— START —

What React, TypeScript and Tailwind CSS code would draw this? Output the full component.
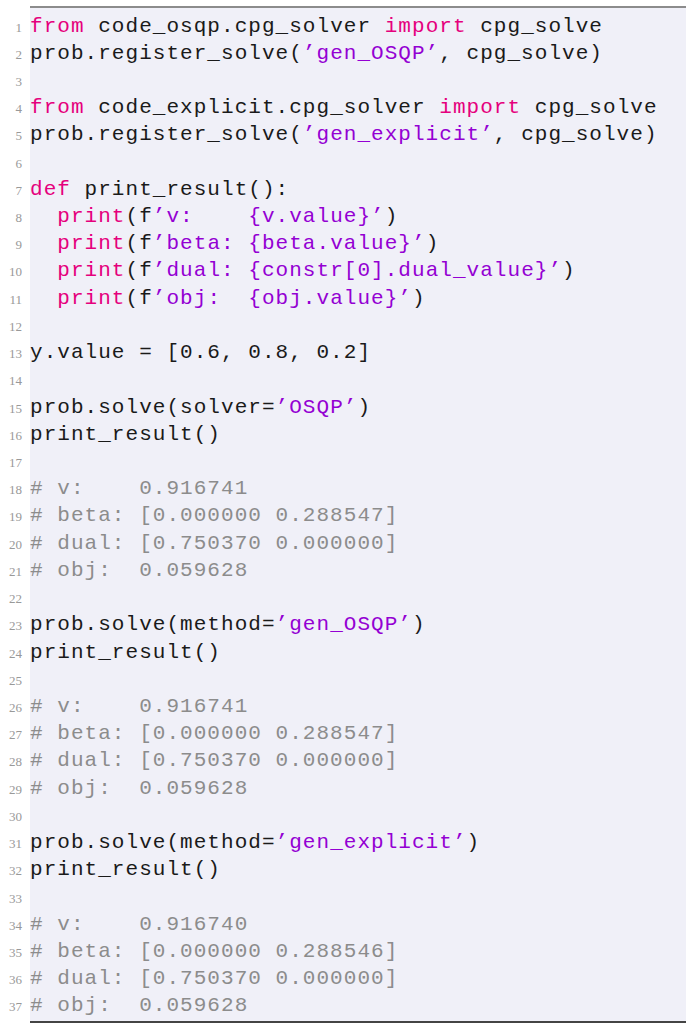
import React from "react";

const LINES: string[] = [
  "from code_osqp.cpg_solver import cpg_solve",
  "prob.register_solve('gen_OSQP', cpg_solve)",
  "",
  "from code_explicit.cpg_solver import cpg_solve",
  "prob.register_solve('gen_explicit', cpg_solve)",
  "",
  "def print_result():",
  "  print(f'v:    {v.value}')",
  "  print(f'beta: {beta.value}')",
  "  print(f'dual: {constr[0].dual_value}')",
  "  print(f'obj:  {obj.value}')",
  "",
  "y.value = [0.6, 0.8, 0.2]",
  "",
  "prob.solve(solver='OSQP')",
  "print_result()",
  "",
  "# v:    0.916741",
  "# beta: [0.000000 0.288547]",
  "# dual: [0.750370 0.000000]",
  "# obj:  0.059628",
  "",
  "prob.solve(method='gen_OSQP')",
  "print_result()",
  "",
  "# v:    0.916741",
  "# beta: [0.000000 0.288547]",
  "# dual: [0.750370 0.000000]",
  "# obj:  0.059628",
  "",
  "prob.solve(method='gen_explicit')",
  "print_result()",
  "",
  "# v:    0.916740",
  "# beta: [0.000000 0.288546]",
  "# dual: [0.750370 0.000000]",
  "# obj:  0.059628",
];

type Seg = { t: string; k: "code" | "kw" | "str" | "com" };

function tokenize(line: string): Seg[] {
  if (line === "") return [{ t: " ", k: "code" }];
  if (line.trimStart().startsWith("#")) return [{ t: line, k: "com" }];
  const out: Seg[] = [];
  const parts = line.split(/('[^']*')/);
  parts.forEach((p, i) => {
    if (!p) return;
    if (i % 2 === 1) {
      out.push({ t: p.replace(/'/g, "\u2019"), k: "str" });
    } else {
      const sub = p.split(/\b(from|import|def|print)\b/);
      sub.forEach((s, j) => {
        if (!s) return;
        out.push({ t: s, k: j % 2 === 1 ? "kw" : "code" });
      });
    }
  });
  return out;
}

const colorClass: Record<Seg["k"], string> = {
  code: "text-[#1a1a1a]",
  kw: "text-[#e5007d]",
  str: "text-[#9400d3]",
  com: "text-[#8c8c8c]",
};

export default function App() {
  return (
    <div className="w-[692px] h-[1029px] bg-white pt-[6px]">
      <div className="ml-[30px] w-[656px] h-[2px] bg-[#8c8c8c]" />
      <div className="ml-[30px] w-[656px] h-[4.5px] bg-[#f0f0f8]" />
      <div className="flex flex-col">
        {LINES.map((line, i) => (
          <div key={i} className="flex items-baseline h-[27.22px] leading-[27.22px]">
            <div className="w-[30px] shrink-0 pr-[8px] text-right text-[13px] text-[#999999] font-['Liberation_Serif',serif]">
              {i + 1}
            </div>
            <div className="w-[656px] shrink-0 h-[27.22px] bg-[#f0f0f8] whitespace-pre font-['Liberation_Mono',monospace] text-[21px] tracking-[1.04px]">
              {tokenize(line).map((s, j) => (
                <span key={j} className={colorClass[s.k]}>
                  {s.t}
                </span>
              ))}
            </div>
          </div>
        ))}
      </div>
      <div className="ml-[30px] w-[656px] h-[1.5px] bg-[#f0f0f8]" />
      <div className="ml-[30px] w-[656px] h-[2px] bg-[#444]" />
    </div>
  );
}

— END —

Repeat only what lies between the start of the data and the end of the line containing "import React from", exactly, with pictures left out.

What React, TypeScript and Tailwind CSS code would draw this? Output the full component.
import React from "react";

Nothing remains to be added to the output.